The CHAIRMAN. You are talking now of final redemption in coin? Mr. ECKELS. Yes, the deposit money of the bank; and consequently there is less need for a large reserve against note issues than there is for a reserve against bank deposits.

The CHAIRMAN. The theory upon which our banking law and all sound banking proceeds is that the reserve both of coin and of bank balances should be adjusted to the deposits and not to the currency. You think that is a sound system?

Mr. ECKELS. There is no reserve maintained against note issues, for the reason that they are all provided for by the deposits of bonds. At the outset the national-bank act did provide for holding a reserve against note issues.

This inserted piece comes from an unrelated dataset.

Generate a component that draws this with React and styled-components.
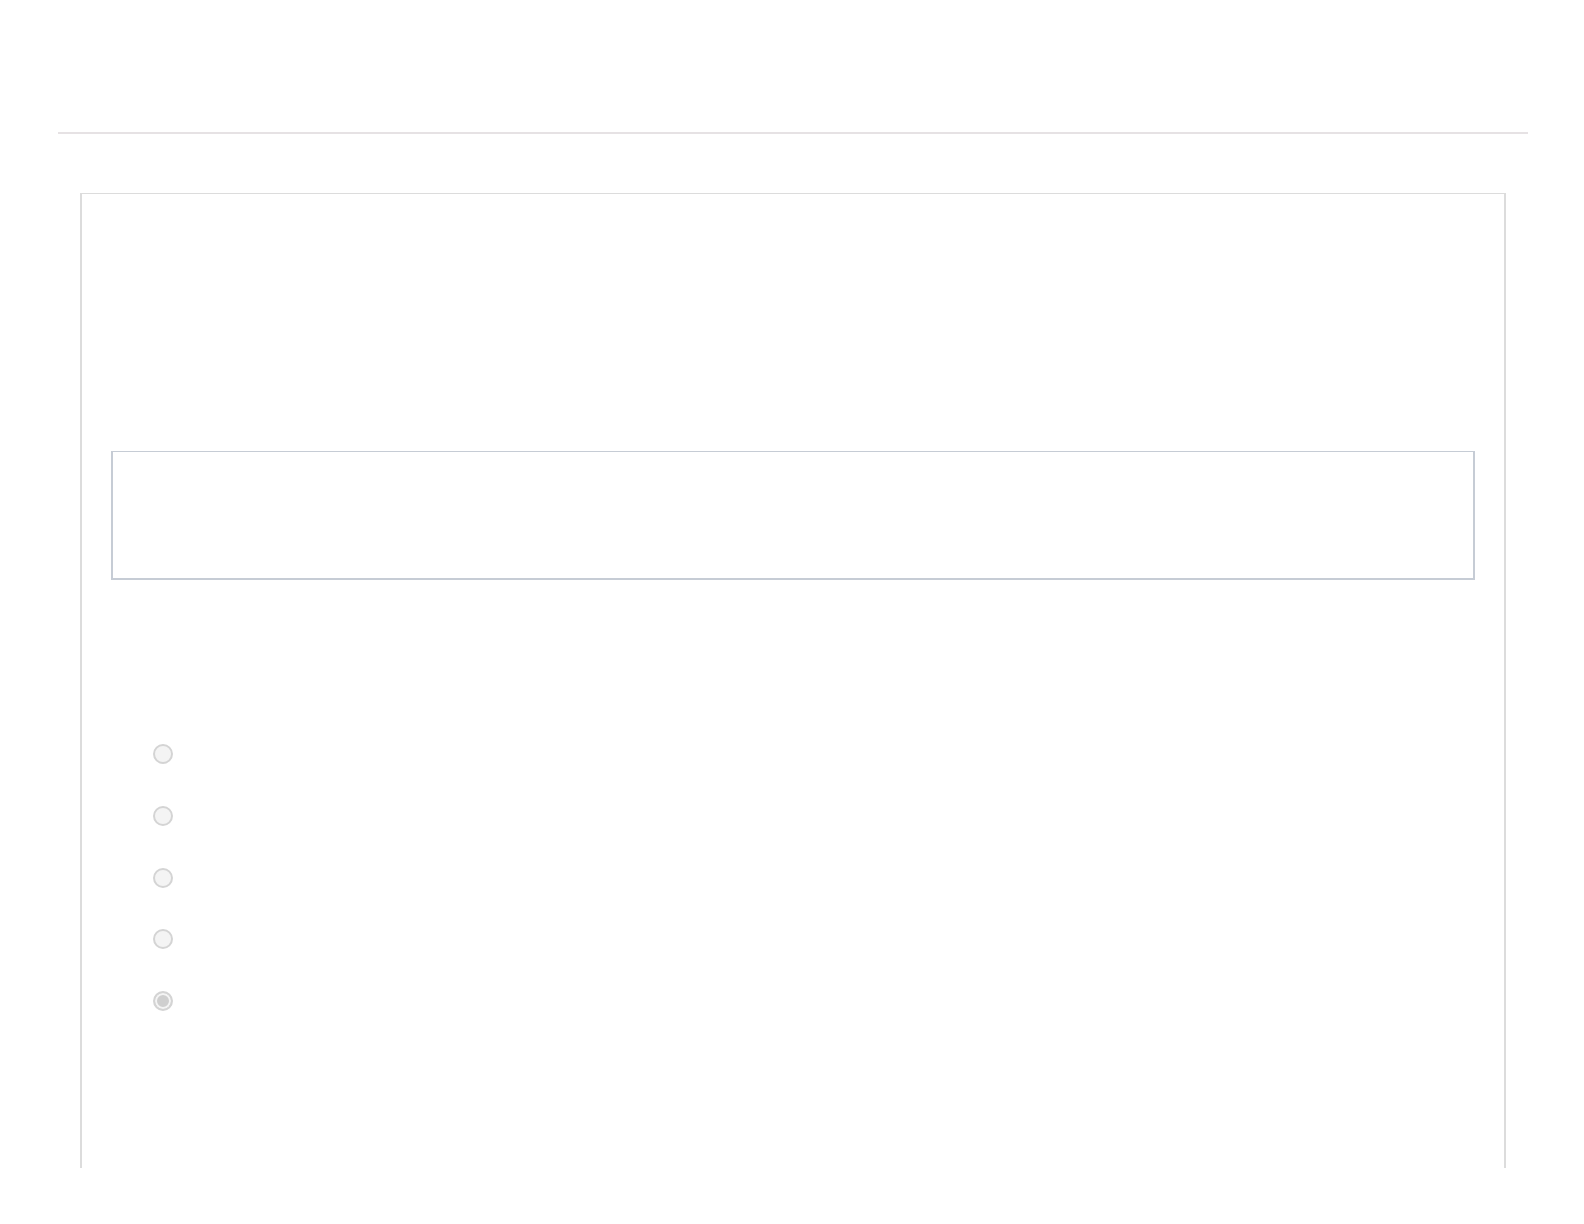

POPULAR IDEA OF A BANK'S SOLVENCY.

The CHAIRMAN. You have introduced an issue there. The bonds do not cut any figure and have no relation to the currency excepting in its final redemption upon the solvency of the bank. Our present system goes upon the theory that the reserves held ought to be adjusted to the individual deposits and also the coin held, instead of to the currency issued.

Mr. ECKELS. They cut this figure, that nobody ever thinks about a bank note, because he knows that as long as the credit of the Government is such that its bouds are redeemed, his note is good.

The CHAIRMAN. But in the popular mind the thing that tests a bank's ability to redeem is the currency it issues and not the deposits it accepts. Now, as a matter of fact, is it not the depositors, and not the currency holders, that demand coin redemption, as you have previously testified; and isn't our system adjusted upon that principle?